TASK TO COMPLETE: Locate "What React, TypeScript" in the records below, then copy its line and every following line exactly, without the pictures.

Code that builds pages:
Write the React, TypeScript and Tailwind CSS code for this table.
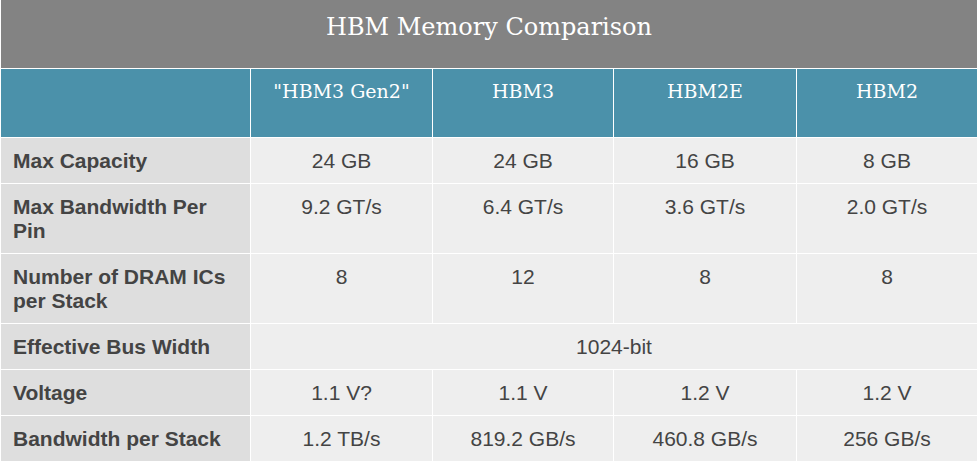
import React from 'react';

const columns = ['"HBM3 Gen2"', 'HBM3', 'HBM2E', 'HBM2'];

const rows: { label: string; values: string[] }[] = [
  { label: 'Max Capacity', values: ['24 GB', '24 GB', '16 GB', '8 GB'] },
  { label: 'Max Bandwidth Per Pin', values: ['9.2 GT/s', '6.4 GT/s', '3.6 GT/s', '2.0 GT/s'] },
  { label: 'Number of DRAM ICs per Stack', values: ['8', '12', '8', '8'] },
  { label: 'Effective Bus Width', values: ['1024-bit'] },
  { label: 'Voltage', values: ['1.1 V?', '1.1 V', '1.2 V', '1.2 V'] },
  { label: 'Bandwidth per Stack', values: ['1.2 TB/s', '819.2 GB/s', '460.8 GB/s', '256 GB/s'] },
];

export default function App() {
  return (
    <div className="w-[978px] h-[463px] bg-white">
      <div className="ml-px w-[976px] h-[68px] bg-[#838383] text-center text-white text-[24px] leading-[30px] pt-[12px] font-['DejaVu_Serif',serif]">
        HBM Memory Comparison
      </div>
      <div className="grid grid-cols-[249px_181px_180px_182px_180px] gap-px px-px pt-px">
        <div className="h-[68px] bg-[#4b91aa]" />
        {columns.map((c) => (
          <div
            key={c}
            className="h-[68px] bg-[#4b91aa] text-center text-white text-[19px] leading-[24px] pt-[10px] font-['DejaVu_Serif',serif]"
          >
            {c}
          </div>
        ))}
        {rows.map((r) => (
          <React.Fragment key={r.label}>
            <div className="bg-[#dedede] pl-[12px] pr-[8px] pt-[11px] pb-[10px] text-[21px] leading-[24px] font-bold text-[#444444] font-['Liberation_Sans',sans-serif]">
              {r.label}
            </div>
            {r.values.map((v, i) => (
              <div
                key={i}
                className={
                  (r.values.length === 1 ? 'col-span-4 ' : '') +
                  "bg-[#eeeeee] text-center pt-[11px] pb-[10px] text-[21px] leading-[24px] text-[#444444] font-['Liberation_Sans',sans-serif]"
                }
              >
                {v}
              </div>
            ))}
          </React.Fragment>
        ))}
      </div>
    </div>
  );
}
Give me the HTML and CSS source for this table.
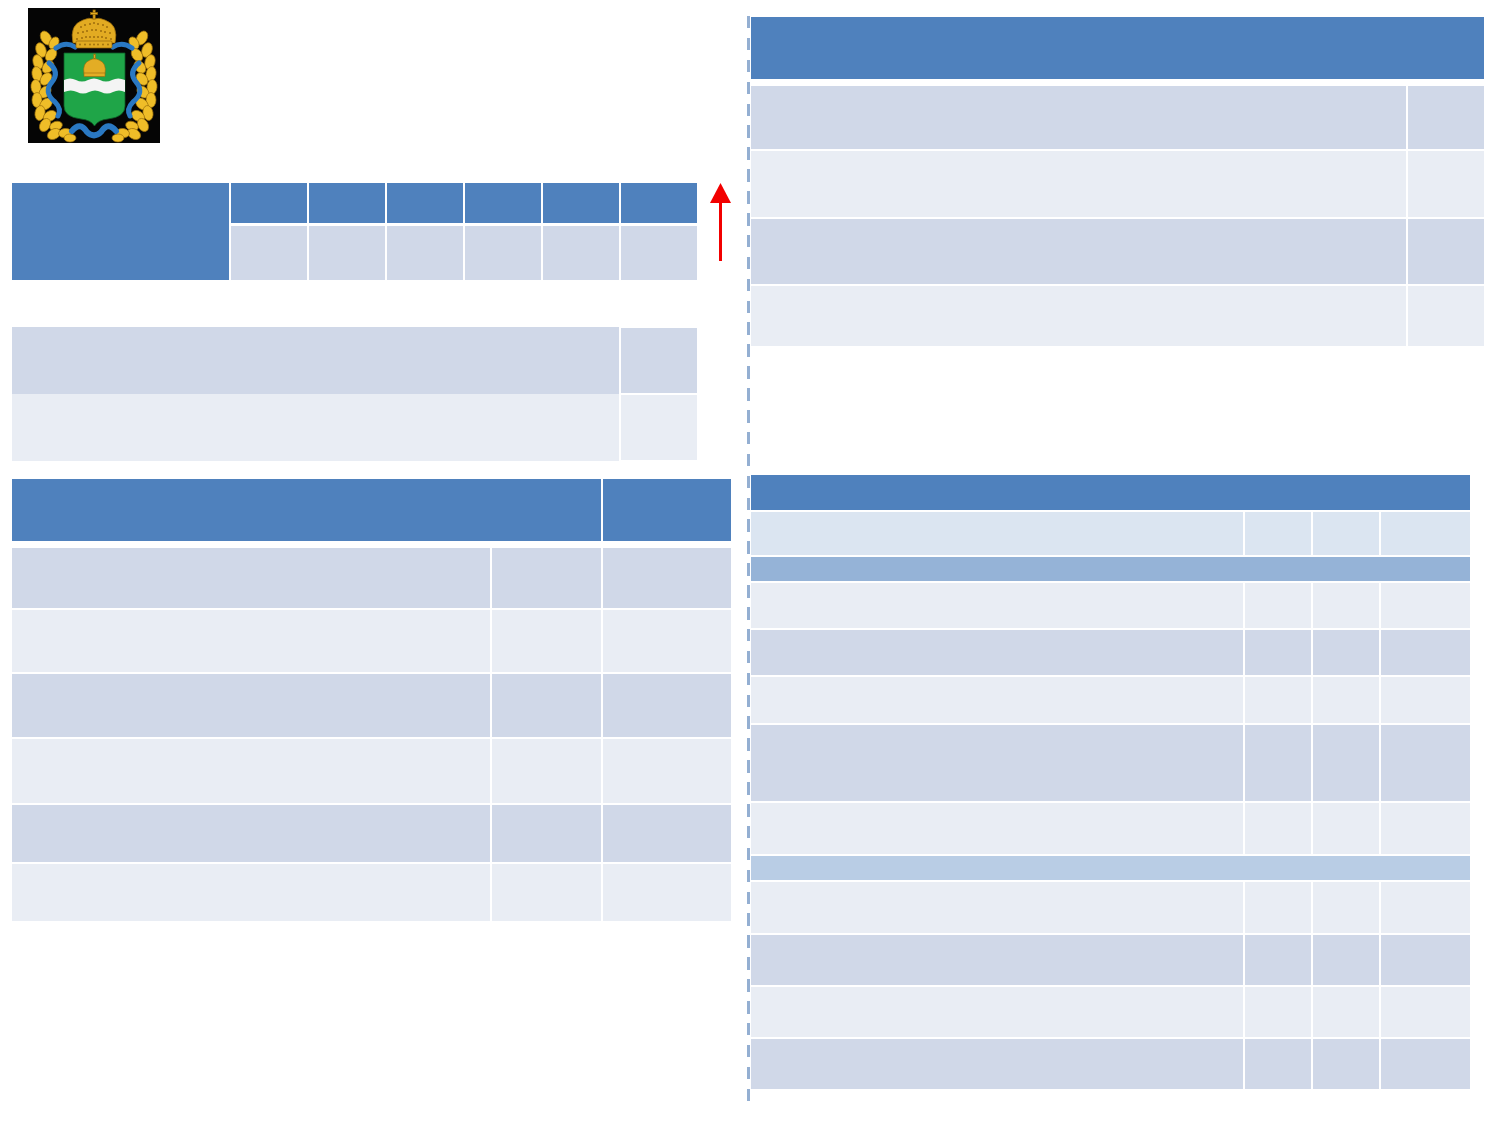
FILE: index.html
```html
<!DOCTYPE html>
<html lang="ru">
<head>
<meta charset="utf-8">
<title>Slide</title>
<link rel="stylesheet" href="styles.css">
</head>
<body>
<div class="page">
  <div class="left">
    <div class="arms">
      <svg viewBox="0 0 132 135" width="132" height="135">
        <rect width="132" height="135" fill="#050505"/>
        <g id="branch">
          <g fill="#efbd28" stroke="#9c700c" stroke-width="0.7">
            <ellipse cx="18" cy="30" rx="5" ry="7.5" transform="rotate(-30 18 30)"/>
            <ellipse cx="26" cy="35" rx="4.5" ry="6.5" transform="rotate(30 26 35)"/>
            <ellipse cx="13" cy="42" rx="5" ry="7.5" transform="rotate(-20 13 42)"/>
            <ellipse cx="23" cy="47" rx="5" ry="7" transform="rotate(35 23 47)"/>
            <ellipse cx="10" cy="54" rx="5" ry="7.5" transform="rotate(-15 10 54)"/>
            <ellipse cx="20" cy="59" rx="5" ry="7" transform="rotate(40 20 59)"/>
            <ellipse cx="9" cy="66" rx="5" ry="7.5" transform="rotate(-10 9 66)"/>
            <ellipse cx="18" cy="71" rx="5" ry="7" transform="rotate(40 18 71)"/>
            <ellipse cx="8" cy="79" rx="5" ry="7.5" transform="rotate(-5 8 79)"/>
            <ellipse cx="17" cy="84" rx="5" ry="7" transform="rotate(45 17 84)"/>
            <ellipse cx="9" cy="92" rx="5" ry="7.5"/>
            <ellipse cx="18" cy="96" rx="5" ry="7" transform="rotate(50 18 96)"/>
            <ellipse cx="12" cy="105" rx="5" ry="7.5" transform="rotate(10 12 105)"/>
            <ellipse cx="22" cy="108" rx="5" ry="7" transform="rotate(60 22 108)"/>
            <ellipse cx="17" cy="117" rx="5" ry="7" transform="rotate(30 17 117)"/>
            <ellipse cx="28" cy="118" rx="4.5" ry="6.5" transform="rotate(70 28 118)"/>
            <ellipse cx="26" cy="126" rx="5" ry="7" transform="rotate(60 26 126)"/>
            <ellipse cx="37" cy="125" rx="4.5" ry="6.5" transform="rotate(80 37 125)"/>
            <ellipse cx="42" cy="130" rx="4" ry="6" transform="rotate(90 42 130)"/>
          </g>
          <g fill="none" stroke="#2a78c2" stroke-width="5" stroke-linecap="round">
            <path d="M28 40 Q38 33 47 39"/>
            <path d="M21 55 Q32 64 24 74 Q15 84 27 94 Q34 101 30 108"/>
          </g>
        </g>
        <use href="#branch" transform="translate(132 0) scale(-1 1)"/>
        <path d="M44 123 Q52 113 59 124 Q66 131 73 124 Q80 113 88 123" fill="none" stroke="#2a78c2" stroke-width="6" stroke-linecap="round"/>
        <path d="M36 45 H97 V98 Q97 109 80 111 Q70 112 66.5 118 Q63 112 53 111 Q36 109 36 98 Z" fill="#1fa548" stroke="#0d5a26" stroke-width="0.8"/>
        <path d="M36 72 Q42 69 48 72 T60 72 T72 72 T84 72 T97 72 V84 Q91 81 85 84 T73 84 T61 84 T49 84 T36 84 Z" fill="#f4f4f4"/>
        <g fill="#e3ad25" stroke="#9a6c0c" stroke-width="0.6">
          <path d="M56 66 Q54 55 62 52 Q66.5 49 71 52 Q79 55 77 66 Z"/>
          <rect x="56" y="65" width="21" height="3.5"/>
          <rect x="65.8" y="46" width="1.5" height="5"/>
        </g>
        <g fill="#e2ab22" stroke="#936508" stroke-width="0.7">
          <path d="M45 35 Q41 17 55 12 Q61 9 66 11 Q71 9 77 12 Q91 17 87 35 Z"/>
          <rect x="48" y="33" width="36" height="7" rx="1"/>
          <rect x="65" y="2" width="2.2" height="9"/>
          <rect x="62.6" y="4.5" width="7" height="2"/>
        </g>
        <g fill="#9c6d0c">
          <circle cx="53" cy="19" r="1"/><circle cx="57" cy="17" r="1"/><circle cx="62" cy="16" r="1"/><circle cx="66" cy="15" r="1"/><circle cx="70" cy="16" r="1"/><circle cx="75" cy="17" r="1"/><circle cx="79" cy="19" r="1"/>
          <circle cx="50" cy="25" r="1"/><circle cx="55" cy="24" r="1"/><circle cx="59" cy="23" r="1"/><circle cx="64" cy="22" r="1"/><circle cx="68" cy="22" r="1"/><circle cx="73" cy="23" r="1"/><circle cx="77" cy="24" r="1"/><circle cx="82" cy="25" r="1"/>
          <circle cx="49" cy="31" r="1"/><circle cx="54" cy="30" r="1"/><circle cx="58" cy="29" r="1"/><circle cx="62" cy="29" r="1"/><circle cx="66" cy="29" r="1"/><circle cx="70" cy="29" r="1"/><circle cx="74" cy="29" r="1"/><circle cx="78" cy="30" r="1"/><circle cx="83" cy="31" r="1"/>
          <circle cx="52" cy="36.5" r="0.9"/><circle cx="57" cy="36.5" r="0.9"/><circle cx="62" cy="36.5" r="0.9"/><circle cx="66" cy="36.5" r="0.9"/><circle cx="70" cy="36.5" r="0.9"/><circle cx="75" cy="36.5" r="0.9"/><circle cx="80" cy="36.5" r="0.9"/>
        </g>
      </svg>
    </div>

    <div class="row1">
      <div class="t1">
        <div class="hdr tall"></div>
        <div class="hdr"></div><div class="hdr"></div><div class="hdr"></div><div class="hdr"></div><div class="hdr"></div><div class="hdr"></div>
        <div class="dark"></div><div class="dark"></div><div class="dark"></div><div class="dark"></div><div class="dark"></div><div class="dark"></div>
      </div>
      <svg class="arrow" viewBox="0 0 21 78" width="21" height="78">
        <polygon points="10.5,0 21,20 0,20" fill="#f20000"/>
        <rect x="9" y="19" width="3" height="59" fill="#f20000"/>
      </svg>
    </div>

    <div class="t2">
      <div class="dark"></div><div class="dark side"></div>
      <div class="light"></div><div class="light side"></div>
    </div>

    <div class="t3">
      <div class="t3-head">
        <div class="hdr"></div><div class="hdr"></div>
      </div>
      <div class="t3-body">
        <div class="dark"></div><div class="dark"></div><div class="dark"></div>
        <div class="light"></div><div class="light"></div><div class="light"></div>
        <div class="dark"></div><div class="dark"></div><div class="dark"></div>
        <div class="light"></div><div class="light"></div><div class="light"></div>
        <div class="dark"></div><div class="dark"></div><div class="dark"></div>
        <div class="light"></div><div class="light"></div><div class="light"></div>
      </div>
    </div>
  </div>

  <div class="divider"></div>

  <div class="right">
    <div class="t4">
      <div class="t4-head hdr"></div>
      <div class="t4-body">
        <div class="dark"></div><div class="dark"></div>
        <div class="light"></div><div class="light"></div>
        <div class="dark"></div><div class="dark"></div>
        <div class="light"></div><div class="light"></div>
      </div>
    </div>

    <div class="t5">
      <div class="t5-head hdr"></div>
      <div class="t5-body">
        <div class="sub"></div><div class="sub"></div><div class="sub"></div><div class="sub"></div>
        <div class="band1 span-all"></div>
        <div class="light"></div><div class="light"></div><div class="light"></div><div class="light"></div>
        <div class="dark"></div><div class="dark"></div><div class="dark"></div><div class="dark"></div>
        <div class="light"></div><div class="light"></div><div class="light"></div><div class="light"></div>
        <div class="dark"></div><div class="dark"></div><div class="dark"></div><div class="dark"></div>
        <div class="light"></div><div class="light"></div><div class="light"></div><div class="light"></div>
        <div class="band2 span-all"></div>
        <div class="light"></div><div class="light"></div><div class="light"></div><div class="light"></div>
        <div class="dark"></div><div class="dark"></div><div class="dark"></div><div class="dark"></div>
        <div class="light"></div><div class="light"></div><div class="light"></div><div class="light"></div>
        <div class="dark"></div><div class="dark"></div><div class="dark"></div><div class="dark"></div>
      </div>
    </div>
  </div>
</div>
</body>
</html>
```

FILE: styles.css
```css
* { box-sizing: border-box; }

body {
  margin: 0;
  background: #ffffff;
  font-family: "Liberation Sans", Arial, sans-serif;
}

.page {
  display: flex;
  align-items: flex-start;
  width: 1500px;
  height: 1125px;
  overflow: hidden;
}

.hdr { background: #4f81bd; }
.dark { background: #d0d8e8; }
.light { background: #e9edf4; }
.sub { background: #dbe5f1; }
.band1 { background: #95b3d7; }
.band2 { background: #b9cde5; }
.span-all { grid-column: 1 / -1; }

/* left column */
.left {
  flex: none;
  width: 731px;
  padding-left: 12px;
}

.arms {
  width: 132px;
  height: 135px;
  margin: 8px 0 0 16px;
}

.arms svg { display: block; }

.row1 {
  display: flex;
  align-items: flex-start;
  margin-top: 40px;
}

.t1 {
  display: grid;
  grid-template-columns: 217px repeat(6, 76px);
  grid-template-rows: 40px 54px;
  gap: 3px 2px;
}

.t1 .tall { grid-row: span 2; }

.arrow {
  display: block;
  margin-left: 13px;
}

.t2 {
  margin-top: 47px;
  display: grid;
  grid-template-columns: 607px 76px;
  grid-template-rows: 67px 67px;
  column-gap: 2px;
}

.t2 .side {
  border-top: 1px solid #ffffff;
  border-bottom: 1px solid #ffffff;
}

.t3 {
  margin-top: 18px;
  width: 719px;
}

.t3-head {
  display: grid;
  grid-template-columns: 589px 128px;
  column-gap: 2px;
  height: 62px;
  margin-bottom: 7px;
}

.t3-body {
  display: grid;
  grid-template-columns: 478px 109px 128px;
  grid-template-rows: 60px 62px 63px 64px 57px 57px;
  gap: 2px;
}

/* divider */
.divider {
  flex: none;
  width: 3px;
  height: 1085px;
  margin: 16px 0 0 16px;
  background: repeating-linear-gradient(to bottom, #94afd2 0, #94afd2 12.5px, transparent 12.5px, transparent 21.89px);
}

/* right column */
.right {
  flex: none;
  width: 733px;
  margin-left: 1px;
  padding-top: 17px;
}

.t4-head {
  height: 62px;
  margin-bottom: 7px;
}

.t4-body {
  display: grid;
  grid-template-columns: 655px 76px;
  grid-template-rows: 63px 66px 65px 60px;
  gap: 2px;
}

.t5 {
  margin-top: 129px;
  width: 719px;
}

.t5-head {
  height: 35px;
  margin-bottom: 2px;
}

.t5-body {
  display: grid;
  grid-template-columns: 492px 66px 66px 89px;
  grid-template-rows: 43px 24px 45px 45px 46px 76px 51px 24px 51px 50px 50px 50px;
  gap: 2px;
}
```
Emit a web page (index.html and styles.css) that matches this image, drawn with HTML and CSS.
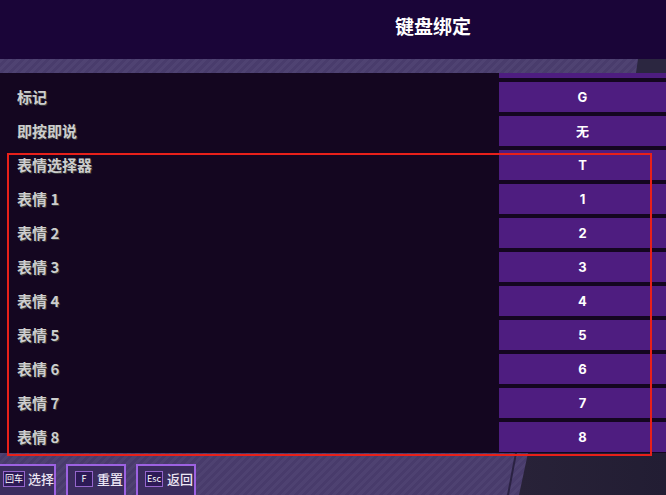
FILE: index.html
```html
<!DOCTYPE html>
<html lang="zh">
<head>
    <meta charset="UTF-8">
    <meta name="viewport" content="width=device-width, initial-scale=1.0">
    <title>键盘绑定</title>
    <link rel="stylesheet" href="styles.css">
</head>
<body>
    <div id="screen">
        <div class="header">
            <h1 class="title">键盘绑定</h1>
        </div>
        <div class="strip"></div>

        <div class="list">
            <div class="row partial">
                <div class="label"></div>
                <div class="key"></div>
            </div>
            <div class="row">
                <div class="label">标记</div>
                <div class="key">G</div>
            </div>
            <div class="row">
                <div class="label">即按即说</div>
                <div class="key">无</div>
            </div>
            <div class="row">
                <div class="label">表情选择器</div>
                <div class="key">T</div>
            </div>
            <div class="row">
                <div class="label">表情 1</div>
                <div class="key">1</div>
            </div>
            <div class="row">
                <div class="label">表情 2</div>
                <div class="key">2</div>
            </div>
            <div class="row">
                <div class="label">表情 3</div>
                <div class="key">3</div>
            </div>
            <div class="row">
                <div class="label">表情 4</div>
                <div class="key">4</div>
            </div>
            <div class="row">
                <div class="label">表情 5</div>
                <div class="key">5</div>
            </div>
            <div class="row">
                <div class="label">表情 6</div>
                <div class="key">6</div>
            </div>
            <div class="row">
                <div class="label">表情 7</div>
                <div class="key">7</div>
            </div>
            <div class="row">
                <div class="label">表情 8</div>
                <div class="key">8</div>
            </div>
        </div>

        <div class="footer">
            <div class="btn first">
                <span class="cap">回车</span>
                <span class="btn-text">选择</span>
            </div>
            <div class="btn">
                <span class="cap">F</span>
                <span class="btn-text">重置</span>
            </div>
            <div class="btn">
                <span class="cap">Esc</span>
                <span class="btn-text">返回</span>
            </div>
        </div>

        <div class="highlight"></div>
    </div>
</body>
</html>
```

FILE: styles.css
```css
html, body {
    margin: 0;
    padding: 0;
    background: #140620;
}

#screen {
    position: relative;
    width: 666px;
    height: 495px;
    overflow: hidden;
    font-family: "Noto Sans CJK SC", "Noto Sans", sans-serif;
}

.header {
    height: 59px;
    background: #1a0538;
    display: flex;
    justify-content: center;
    padding-left: 200px;
    box-sizing: border-box;
}

.title {
    margin: 0;
    padding-top: 12px;
    font-size: 19px;
    line-height: 28px;
    font-weight: 700;
    color: #ffffff;
}

.strip {
    position: relative;
    height: 14px;
    background: #4b3e6f repeating-linear-gradient(135deg, rgba(255,255,255,0.025) 0 3px, rgba(0,0,0,0.03) 3px 6px);
}

.strip::after {
    content: "";
    position: absolute;
    top: 0;
    right: 0;
    width: 30px;
    height: 100%;
    background: #2b2640;
    clip-path: polygon(2px 0, 100% 0, 100% 100%, 0 100%);
}

.list {
    height: 380px;
    background: #140620;
    overflow: hidden;
}

.row {
    display: grid;
    grid-template-columns: 499px 1fr;
    height: 30px;
    margin-bottom: 4px;
}

.row.partial {
    height: 5px;
}

.label {
    padding-left: 17px;
    font-size: 15px;
    line-height: 30px;
    font-weight: 700;
    color: #cdcdcd;
    text-shadow: 1px 1px 0 #3a3a3a;
}

.key {
    background: #4e1d80;
    color: #ffffff;
    text-align: center;
    font-family: "Inter", "Noto Sans CJK SC", sans-serif;
    font-size: 13px;
    font-weight: 700;
    line-height: 30px;
}

.highlight {
    position: absolute;
    left: 7px;
    top: 153px;
    width: 641px;
    height: 299px;
    border: 2px solid #e8201a;
}

.footer {
    position: relative;
    height: 42px;
    background: #4a3d6e repeating-linear-gradient(135deg, rgba(255,255,255,0.025) 0 3px, rgba(0,0,0,0.03) 3px 6px);
    display: flex;
    gap: 10px;
    padding-top: 11px;
    box-sizing: border-box;
}

.footer::before {
    content: "";
    position: absolute;
    top: 0;
    left: 507px;
    width: 10px;
    height: 100%;
    background: #2a2242;
    clip-path: polygon(8px 0, 10px 0, 2px 100%, 0 100%);
}

.footer::after {
    content: "";
    position: absolute;
    top: 0;
    left: 519px;
    right: 0;
    height: 100%;
    background: linear-gradient(90deg, #282238, #221d33);
    clip-path: polygon(9px 0, 100% 0, 100% 100%, 0 100%);
}

.btn {
    flex-shrink: 0;
    width: 60px;
    height: 36px;
    border: 2px solid #9d62e2;
    background: #3b2c5e;
    box-sizing: border-box;
    display: flex;
    align-items: flex-start;
    padding: 5px 0 0 7px;
    gap: 4px;
    white-space: nowrap;
}

.btn.first {
    margin-left: -4px;
    padding-left: 5px;
    gap: 3px;
}

.cap {
    flex-shrink: 0;
    min-width: 14px;
    height: 14px;
    padding: 0 1px;
    border: 1px solid #9466cc;
    background: #2d1a56;
    color: #ffffff;
    font-size: 9px;
    line-height: 14px;
    text-align: center;
    font-family: "Noto Sans CJK SC", "Liberation Sans", sans-serif;
}

.btn-text {
    color: #ece6f4;
    font-size: 13px;
    line-height: 16px;
    font-weight: 500;
}
```
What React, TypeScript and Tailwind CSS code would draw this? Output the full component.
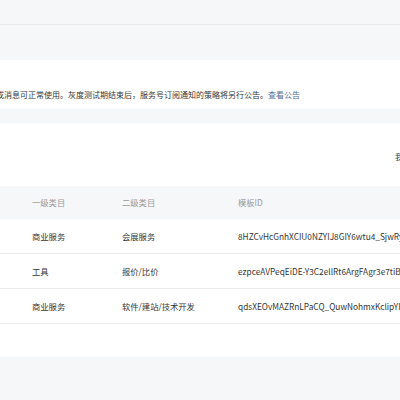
const rows = [
  { first: "商业服务", second: "会展服务", id: "8HZCvHcGnhXCIU0NZYIJ8GIY6wtu4_SjwRyQb3kD2mL" },
  { first: "工具", second: "报价/比价", id: "ezpceAVPeqEiDE-Y3C2ellRt6ArgFAgr3e7tiBxk9Pq" },
  { first: "商业服务", second: "软件/建站/技术开发", id: "qdsXEOvMAZRnLPaCQ_QuwNohmxKclipYIw2sT0aVh" },
];

export default function App() {
  return (
    <div
      className="h-[400px] w-[400px] overflow-hidden bg-[#f6f7f9] text-[8.3px] leading-none text-[#353535]"
      style={{ fontFamily: '"Noto Sans CJK SC", "Noto Sans", sans-serif' }}
    >
      <div className="h-[25px] border-b border-[#e9eaed]" />
      <div className="h-[35px]" />

      {/* notice */}
      <div className="flex h-[49px] items-center overflow-hidden whitespace-nowrap bg-white pt-[20px] text-[8px]">
        <p className="-ml-[4px]">
          或消息可正常使用。灰度测试期结束后，服务号订阅通知的策略将另行公告。
          <a className="text-[#576b95]">查看公告</a>
        </p>
      </div>

      <div className="h-[14px]" />

      {/* template list */}
      <section className="bg-white pb-[33px]">
        <div className="flex h-[63px] items-center overflow-hidden whitespace-nowrap pl-[395px] pt-[3px]">
          我的模板
        </div>

        <div className="flex h-[33px] items-center whitespace-nowrap bg-[#f6f7f9] text-[#9a9a9a]">
          <span className="w-[122px] pl-[32px]">一级类目</span>
          <span className="w-[116px]">二级类目</span>
          <span>模板ID</span>
        </div>

        {rows.map((row) => (
          <div
            key={row.id}
            className="flex h-[35px] items-center overflow-hidden whitespace-nowrap border-b border-[#ececee]"
          >
            <span className="w-[122px] shrink-0 pl-[32px]">{row.first}</span>
            <span className="w-[116px] shrink-0">{row.second}</span>
            <span>{row.id}</span>
          </div>
        ))}
      </section>
    </div>
  );
}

ANSWER BELOW:
What React, TypeScript and Tailwind CSS code would draw this? Output the full component.
const rows = [
  { first: "商业服务", second: "会展服务", id: "8HZCvHcGnhXCIU0NZYIJ8GIY6wtu4_SjwRyQb3kD2mL" },
  { first: "工具", second: "报价/比价", id: "ezpceAVPeqEiDE-Y3C2ellRt6ArgFAgr3e7tiBxk9Pq" },
  { first: "商业服务", second: "软件/建站/技术开发", id: "qdsXEOvMAZRnLPaCQ_QuwNohmxKclipYIw2sT0aVh" },
];

export default function App() {
  return (
    <div
      className="h-[400px] w-[400px] overflow-hidden bg-[#f6f7f9] text-[8.3px] leading-none text-[#353535]"
      style={{ fontFamily: '"Noto Sans CJK SC", "Noto Sans", sans-serif' }}
    >
      <div className="h-[25px] border-b border-[#e9eaed]" />
      <div className="h-[35px]" />

      {/* notice */}
      <div className="flex h-[49px] items-center overflow-hidden whitespace-nowrap bg-white pt-[20px] text-[8px]">
        <p className="-ml-[4px]">
          或消息可正常使用。灰度测试期结束后，服务号订阅通知的策略将另行公告。
          <a className="text-[#576b95]">查看公告</a>
        </p>
      </div>

      <div className="h-[14px]" />

      {/* template list */}
      <section className="bg-white pb-[33px]">
        <div className="flex h-[63px] items-center overflow-hidden whitespace-nowrap pl-[395px] pt-[3px]">
          我的模板
        </div>

        <div className="flex h-[33px] items-center whitespace-nowrap bg-[#f6f7f9] text-[#9a9a9a]">
          <span className="w-[122px] pl-[32px]">一级类目</span>
          <span className="w-[116px]">二级类目</span>
          <span>模板ID</span>
        </div>

        {rows.map((row) => (
          <div
            key={row.id}
            className="flex h-[35px] items-center overflow-hidden whitespace-nowrap border-b border-[#ececee]"
          >
            <span className="w-[122px] shrink-0 pl-[32px]">{row.first}</span>
            <span className="w-[116px] shrink-0">{row.second}</span>
            <span>{row.id}</span>
          </div>
        ))}
      </section>
    </div>
  );
}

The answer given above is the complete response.